The Trump administration has been actively working on retooling the leverage ratio for big-banks moving forward. This will curb excessive borrowing and serve to provide more freedom for large lenders to expand in areas they once lacked. This does not mean that banks will be allowed to take on excessively risky projects, the capital rules and regulations from the past will still hold. This is great news for banks as the current leverage strategy discourages bankers from taking on many low-risk activities.
The Federal Reserve and the Office of the Comptroller of the Currency have been closely working with the Trump administration to lower the leverage ratio. This will positively affect cash flows and return more profits for shareholders. This will also be implemented in the future stress testing models for the big banks. A recalibration is just the first step to transformation; the Trump administration is also working with appointed officials to redesign the Volcker ruler proprietary trading ban and other liquidity regulations.

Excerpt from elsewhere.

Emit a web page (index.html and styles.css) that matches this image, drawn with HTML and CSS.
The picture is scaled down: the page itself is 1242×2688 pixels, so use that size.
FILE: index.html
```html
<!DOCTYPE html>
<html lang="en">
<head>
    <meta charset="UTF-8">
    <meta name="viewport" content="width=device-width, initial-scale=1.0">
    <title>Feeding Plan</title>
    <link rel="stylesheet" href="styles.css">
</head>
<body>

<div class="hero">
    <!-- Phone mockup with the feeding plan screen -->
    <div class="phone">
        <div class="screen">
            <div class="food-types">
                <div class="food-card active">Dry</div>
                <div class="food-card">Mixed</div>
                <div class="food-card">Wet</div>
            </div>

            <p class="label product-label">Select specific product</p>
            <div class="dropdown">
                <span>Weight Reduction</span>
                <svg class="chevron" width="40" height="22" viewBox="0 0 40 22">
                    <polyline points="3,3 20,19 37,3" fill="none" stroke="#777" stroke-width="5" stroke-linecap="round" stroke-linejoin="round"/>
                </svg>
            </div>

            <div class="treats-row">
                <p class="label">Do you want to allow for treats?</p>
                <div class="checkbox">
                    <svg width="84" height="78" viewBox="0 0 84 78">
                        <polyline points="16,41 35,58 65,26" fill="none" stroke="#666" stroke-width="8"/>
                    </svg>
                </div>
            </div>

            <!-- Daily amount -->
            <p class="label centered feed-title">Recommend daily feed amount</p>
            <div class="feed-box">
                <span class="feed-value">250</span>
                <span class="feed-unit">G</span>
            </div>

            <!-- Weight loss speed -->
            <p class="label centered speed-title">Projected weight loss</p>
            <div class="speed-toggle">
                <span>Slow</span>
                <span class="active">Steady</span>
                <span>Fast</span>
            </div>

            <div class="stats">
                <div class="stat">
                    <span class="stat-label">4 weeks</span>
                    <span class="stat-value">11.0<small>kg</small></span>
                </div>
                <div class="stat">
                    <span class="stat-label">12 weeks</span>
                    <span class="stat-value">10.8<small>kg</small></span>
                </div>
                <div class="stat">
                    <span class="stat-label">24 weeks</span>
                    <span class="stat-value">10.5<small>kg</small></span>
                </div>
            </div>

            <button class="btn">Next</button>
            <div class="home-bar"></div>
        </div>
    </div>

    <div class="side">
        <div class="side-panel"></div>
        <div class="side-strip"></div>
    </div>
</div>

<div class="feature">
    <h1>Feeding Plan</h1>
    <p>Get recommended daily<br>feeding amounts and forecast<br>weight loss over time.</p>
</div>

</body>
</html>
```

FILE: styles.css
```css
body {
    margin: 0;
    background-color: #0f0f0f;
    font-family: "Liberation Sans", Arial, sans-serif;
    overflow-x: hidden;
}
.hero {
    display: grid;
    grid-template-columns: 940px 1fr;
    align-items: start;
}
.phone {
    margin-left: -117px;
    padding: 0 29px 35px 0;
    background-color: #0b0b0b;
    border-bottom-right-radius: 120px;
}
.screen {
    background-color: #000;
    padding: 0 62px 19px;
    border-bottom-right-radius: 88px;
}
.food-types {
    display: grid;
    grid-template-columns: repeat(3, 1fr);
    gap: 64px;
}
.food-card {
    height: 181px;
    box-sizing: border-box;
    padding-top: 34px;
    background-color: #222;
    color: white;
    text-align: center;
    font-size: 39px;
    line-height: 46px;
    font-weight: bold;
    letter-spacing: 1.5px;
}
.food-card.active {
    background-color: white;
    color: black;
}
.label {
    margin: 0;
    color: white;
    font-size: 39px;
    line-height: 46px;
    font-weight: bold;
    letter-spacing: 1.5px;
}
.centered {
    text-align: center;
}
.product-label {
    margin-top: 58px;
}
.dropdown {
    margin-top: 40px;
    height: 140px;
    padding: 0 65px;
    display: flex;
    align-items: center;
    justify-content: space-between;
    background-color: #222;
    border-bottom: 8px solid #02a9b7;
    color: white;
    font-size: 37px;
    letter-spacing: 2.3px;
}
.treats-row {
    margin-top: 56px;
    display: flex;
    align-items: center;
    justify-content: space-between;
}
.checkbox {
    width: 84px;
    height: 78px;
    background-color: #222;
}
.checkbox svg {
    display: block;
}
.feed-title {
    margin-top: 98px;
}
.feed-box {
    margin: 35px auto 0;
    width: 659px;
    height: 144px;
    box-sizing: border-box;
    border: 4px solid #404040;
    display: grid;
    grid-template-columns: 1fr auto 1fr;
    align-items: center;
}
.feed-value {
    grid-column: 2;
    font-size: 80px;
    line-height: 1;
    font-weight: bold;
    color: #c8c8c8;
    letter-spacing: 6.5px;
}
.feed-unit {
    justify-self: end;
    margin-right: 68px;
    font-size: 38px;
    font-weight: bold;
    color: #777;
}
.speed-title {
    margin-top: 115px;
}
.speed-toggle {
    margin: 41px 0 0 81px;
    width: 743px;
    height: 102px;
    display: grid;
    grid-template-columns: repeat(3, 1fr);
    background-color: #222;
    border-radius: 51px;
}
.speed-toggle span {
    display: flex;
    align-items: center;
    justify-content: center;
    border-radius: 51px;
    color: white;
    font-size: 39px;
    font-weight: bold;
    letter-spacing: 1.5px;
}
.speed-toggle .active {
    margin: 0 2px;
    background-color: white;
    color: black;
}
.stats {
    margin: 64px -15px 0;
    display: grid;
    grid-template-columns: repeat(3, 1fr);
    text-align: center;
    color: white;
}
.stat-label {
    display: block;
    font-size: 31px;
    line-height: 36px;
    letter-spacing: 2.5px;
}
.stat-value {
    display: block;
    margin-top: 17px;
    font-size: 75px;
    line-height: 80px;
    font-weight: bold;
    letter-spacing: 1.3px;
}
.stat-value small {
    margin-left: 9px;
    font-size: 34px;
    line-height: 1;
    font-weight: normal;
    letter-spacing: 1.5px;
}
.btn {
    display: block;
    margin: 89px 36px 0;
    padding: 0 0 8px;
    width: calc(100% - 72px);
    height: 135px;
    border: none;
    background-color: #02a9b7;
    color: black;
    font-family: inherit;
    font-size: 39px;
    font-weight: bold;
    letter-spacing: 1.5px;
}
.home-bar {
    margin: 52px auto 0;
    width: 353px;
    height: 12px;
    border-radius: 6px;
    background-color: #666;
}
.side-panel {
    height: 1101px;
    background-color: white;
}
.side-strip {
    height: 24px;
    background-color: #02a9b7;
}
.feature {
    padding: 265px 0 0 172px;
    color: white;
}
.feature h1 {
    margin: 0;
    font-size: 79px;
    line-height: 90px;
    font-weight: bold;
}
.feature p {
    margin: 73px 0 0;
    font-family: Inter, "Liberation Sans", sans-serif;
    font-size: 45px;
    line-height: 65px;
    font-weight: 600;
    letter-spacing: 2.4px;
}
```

Officials state, “We haven’t had a recession since 2008, so from one point of view, our ‘too big to fail’ banks have never really been tested. However, a booming economy can lead to a relaxation in lending standards and an attendant increase in risky debt levels.”
Bank capital levels are measured in two primary ways, risk-weighted indexes and leverage ratios. Risk-weighted rules give each asset different values, thus making banks fund mortgages with more equity than bonds. On the other hand, leverage ratios simply compare a bank’s equity to its total assets. The 2008 crisis proved that the risk-weighted index needed to be re-written and that the leverage ratios needed tightening. However, the problem with a strict leverage ratio is that it treats relatively safe, low-margin projects the same as riskier and more profitable ones. This is not a good representation of the risk-return strategy and gives bank’s less room to pursue smaller activities with low risk.

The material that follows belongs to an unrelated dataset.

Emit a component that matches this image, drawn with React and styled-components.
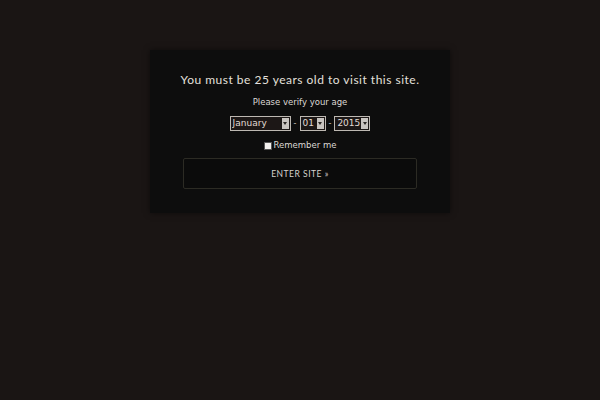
import styled, {createGlobalStyle} from 'styled-components';

const GlobalStyle = createGlobalStyle`
    html, body {
        margin: 0;
        padding: 0;
        background-color: #1a1514;
    }

    body {
        font-family: "DejaVu Sans", sans-serif;
    }
`

const Page = styled.div`
    width: 600px;
    height: 400px;
    display: flex;
    justify-content: center;
    align-items: flex-start;
    padding-top: 50px;
    box-sizing: border-box;
`

const Modal = styled.div`
    width: 300px;
    height: 163px;
    box-sizing: border-box;
    padding: 22px 33px 0;
    display: flex;
    flex-direction: column;
    align-items: center;
    background-color: #0d0d0d;
    box-shadow: 0 0 6px rgba(0, 0, 0, 0.5);
`

const Title = styled.h1`
    margin: 0;
    font-family: "Lato", sans-serif;
    font-weight: 400;
    font-size: 12px;
    letter-spacing: 0.5px;
    line-height: 16px;
    color: #e4e0dc;
    white-space: nowrap;
`

const Subtitle = styled.p`
    margin: 8px 0 0;
    font-size: 8.5px;
    line-height: 12px;
    color: #dcd8d4;
`

const DateRow = styled.div`
    margin-top: 8px;
    display: flex;
    align-items: center;
    gap: 3px;
    color: #cfcac4;
    font-size: 8px;
`

const SelectBox = styled.div`
    display: flex;
    align-items: stretch;
    width: ${p => p.$width}px;
    height: 15px;
    box-sizing: border-box;
    border: 1px solid #bdb8b2;
    background-color: #1c1716;
    padding: 1px;
`

const SelectValue = styled.span`
    flex: 1;
    padding-left: 1px;
    font-size: 9px;
    line-height: 11px;
    color: #e0dbd5;
    overflow: hidden;
    white-space: nowrap;
`

const SelectArrow = styled.span`
    width: 7px;
    flex-shrink: 0;
    display: flex;
    align-items: center;
    justify-content: center;
    background-color: #c8c4c0;

    &::after {
        content: '';
        border-left: 2px solid transparent;
        border-right: 2px solid transparent;
        border-top: 3px solid #2a2624;
    }
`

function Select({value, width}) {
    return (
        <SelectBox $width={width}>
            <SelectValue>{value}</SelectValue>
            <SelectArrow/>
        </SelectBox>
    )
}

const RememberRow = styled.label`
    margin-top: 8px;
    display: flex;
    align-items: center;
    gap: 2px;
    font-size: 8.5px;
    line-height: 12px;
    color: #dcd8d4;
`

const CheckBox = styled.span`
    width: 6px;
    height: 6px;
    margin-top: 1px;
    background-color: #f2f0ee;
    border: 1px solid #555;
`

const EnterButton = styled.button`
    margin-top: 7px;
    width: 234px;
    height: 31px;
    background-color: #0b0b0b;
    border: 1px solid #2c2b24;
    border-radius: 2px;
    font-family: "Lato", sans-serif;
    font-size: 8.5px;
    letter-spacing: 0.5px;
    color: #d6d2cd;
    cursor: pointer;
`

export default function App() {
    return (
        <Page>
            <GlobalStyle/>
            <Modal>
                <Title>You must be 25 years old to visit this site.</Title>
                <Subtitle>Please verify your age</Subtitle>
                <DateRow>
                    <Select value="January" width={61}/>
                    -
                    <Select value="01" width={26}/>
                    -
                    <Select value="2015" width={36}/>
                </DateRow>
                <RememberRow>
                    <CheckBox/>
                    Remember me
                </RememberRow>
                <EnterButton>ENTER SITE »</EnterButton>
            </Modal>
        </Page>
    )
};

One question to dig deeper into is whether banks will use the recalibration of the leverage ratio to grow the overall business or draw down capital and send it to shareholders. Drawing down capital will be a major problem for bank’s because it would mean less equity to absorb losses in the future if a potential downturn occurred. Moving forward, it will be up to the decisionmakers at these big banks to successfully navigate the new and upcoming policies.